Figure 6: Data access approval workflow (CDMP)
The billing data owner gets a notification for a new order pending approval. Once approved, an automated workflow kicks in to enforce data access protection policy as outlined by the data steward. Following this, an unidentified and protected copy of the dataset is provisioned for the data scientist. Finally, the needed object level access is granted with Amazon S3 Access Grants APIs, allowing the data consumer to access the unidentified copy of the billing dataset. After the fulfillment process concludes, the data scientist receives a notification confirming the order’s completion. The notification includes details about the provisioned dataset. The entire timeline (as shown in Figure 6) of the access fulfillment process is maintained for audit. For a dataset without any sensitive information, the data owner can also configure automatic approval workflow within CDMP.
Figure 7: Access data from Amazon SageMaker using Amazon S3 Access Grants
The data scientist can now start training the model within Amazon SageMaker using the billing dataset. The data scientist uses the Amazon S3 Access Grants SDK in SageMaker (as shown in Figure 7) to receive the necessary credentials for reading their unidentified data. The data is also subject to the protections of the policy defined by the data steward in Informatica’s data access management. The first name, email addresses, and social security number in the billing dataset are tokenized.
Figure 8: Data Access Withdrawn (CDMP)
After the data scientist finishes training the model in Amazon SageMaker and no longer needs access to the data, they can request a withdrawal of access through CDMP. Additionally, the data owner can revoke access at any time, if necessary.

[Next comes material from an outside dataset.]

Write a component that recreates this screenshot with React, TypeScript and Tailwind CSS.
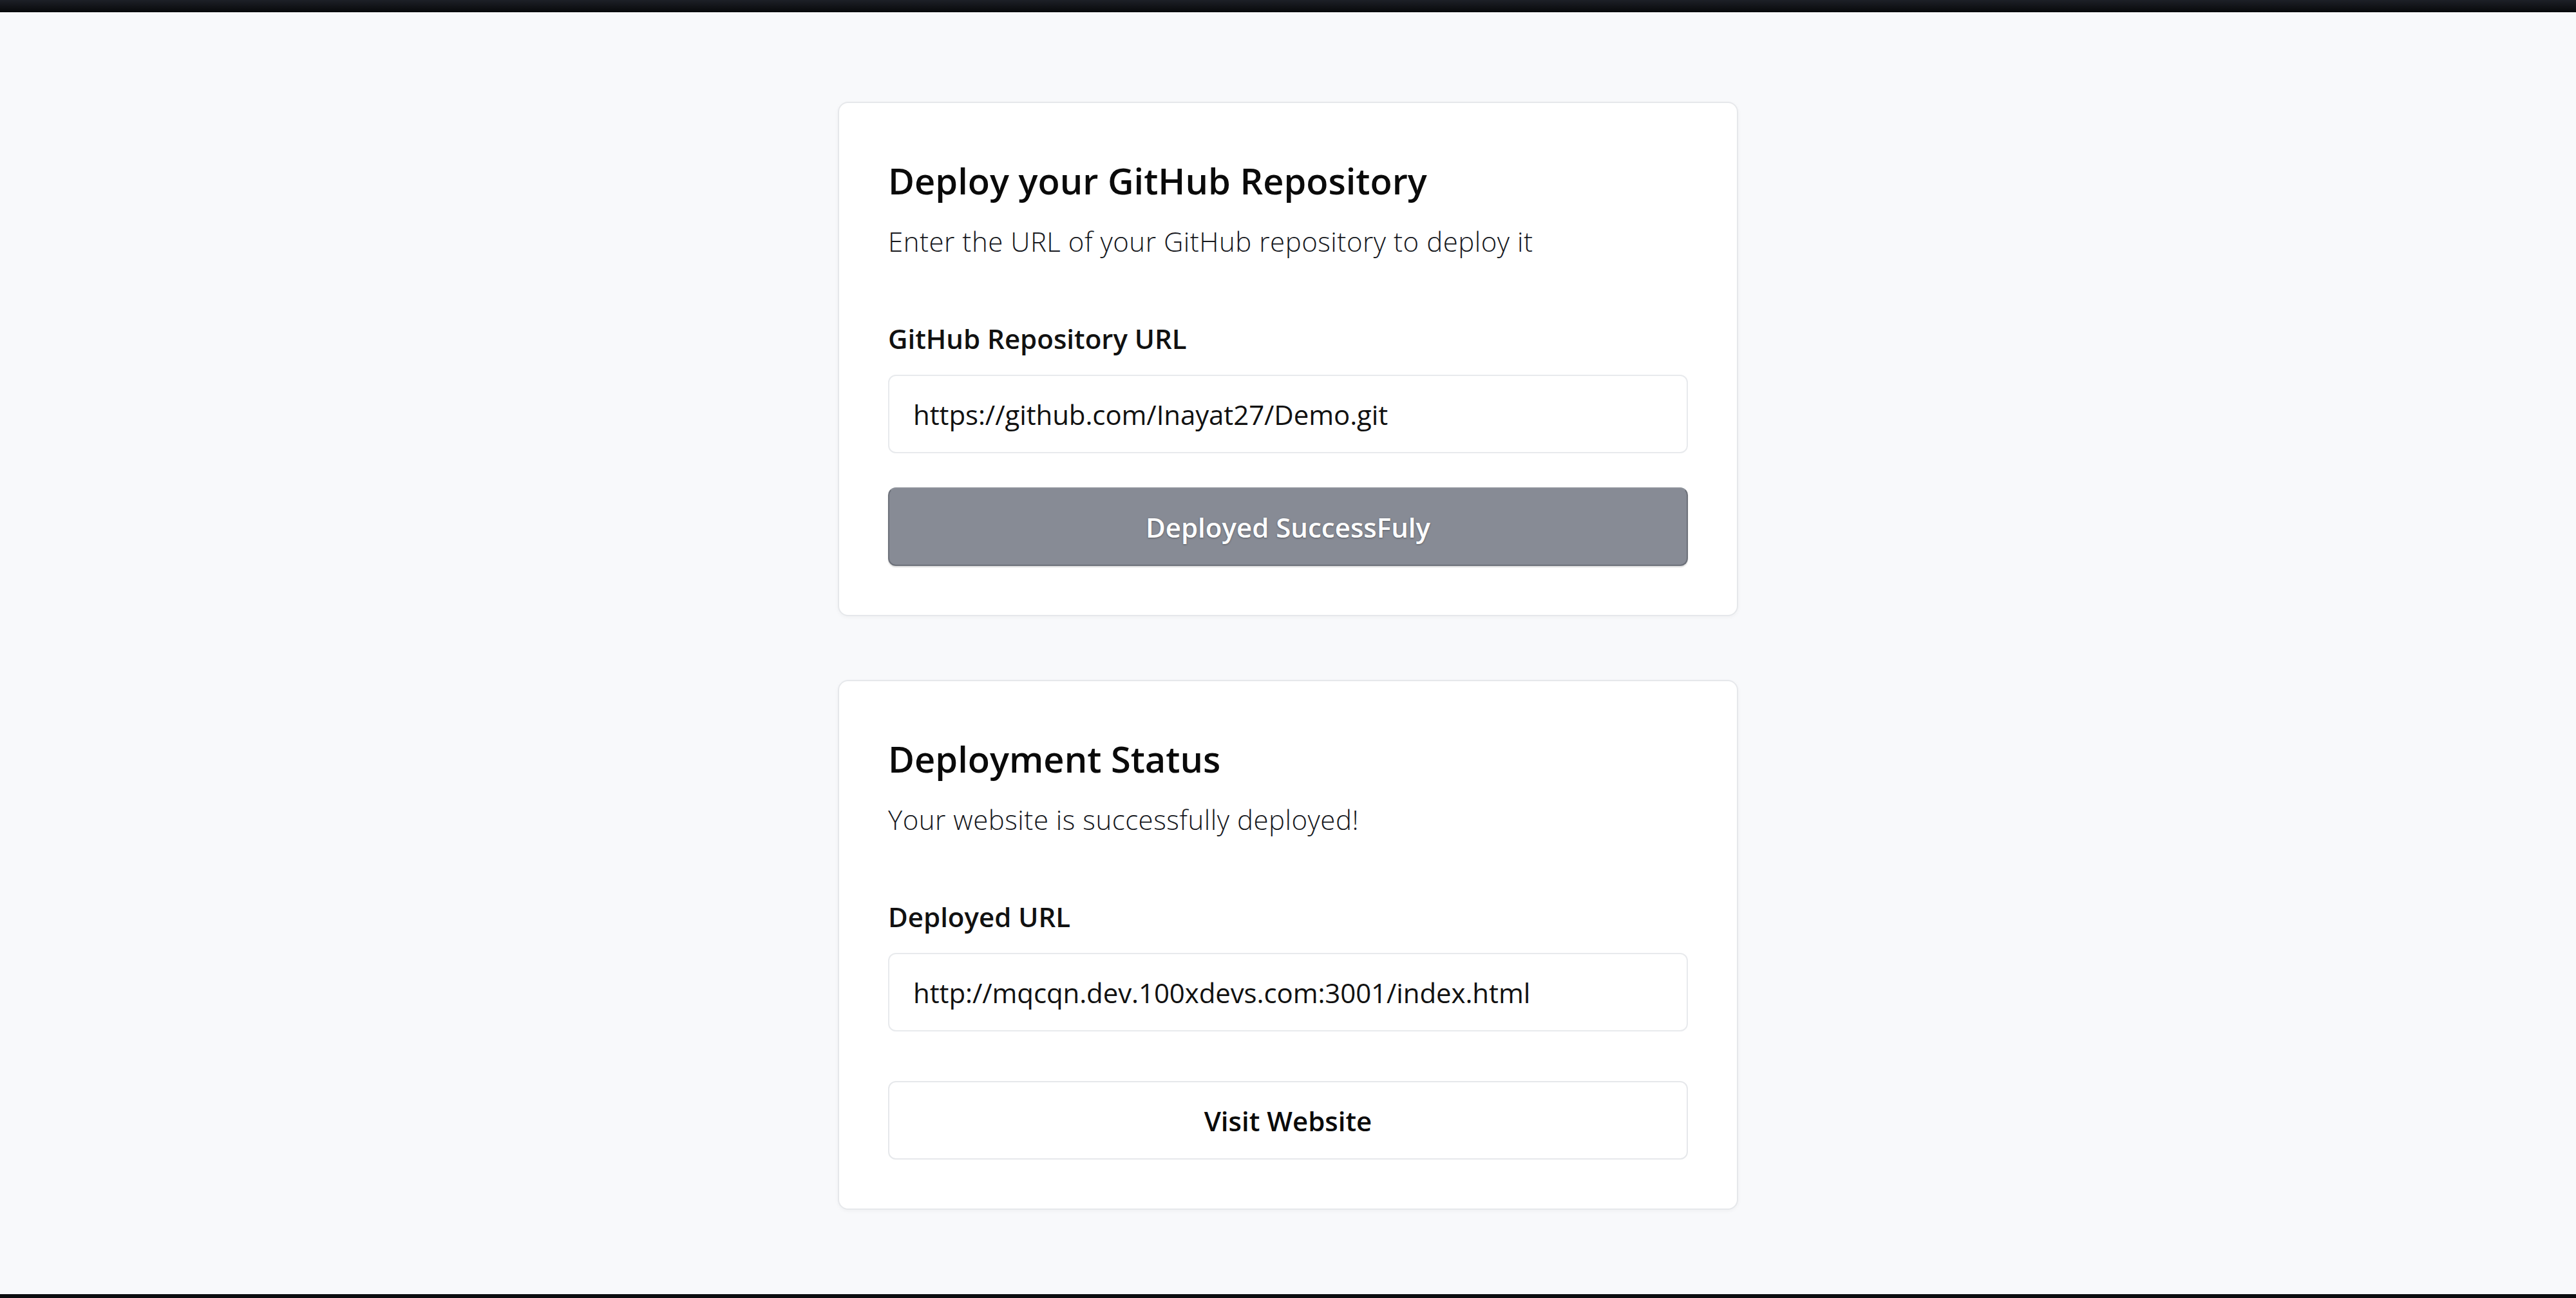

Figure 9: Data access denied within Amazon SageMaker
Conclusion
In this post, we illustrated a streamlined, self-service data access management solution, granting data stewards the ability to enforce data protection measures. This makes sure of appropriate data usage and controlled access for authorized data consumers, all without sacrificing the prompt access and delivery of data. This approach plays a crucial role in fostering collaboration and data sharing across organization and building a data-driven culture.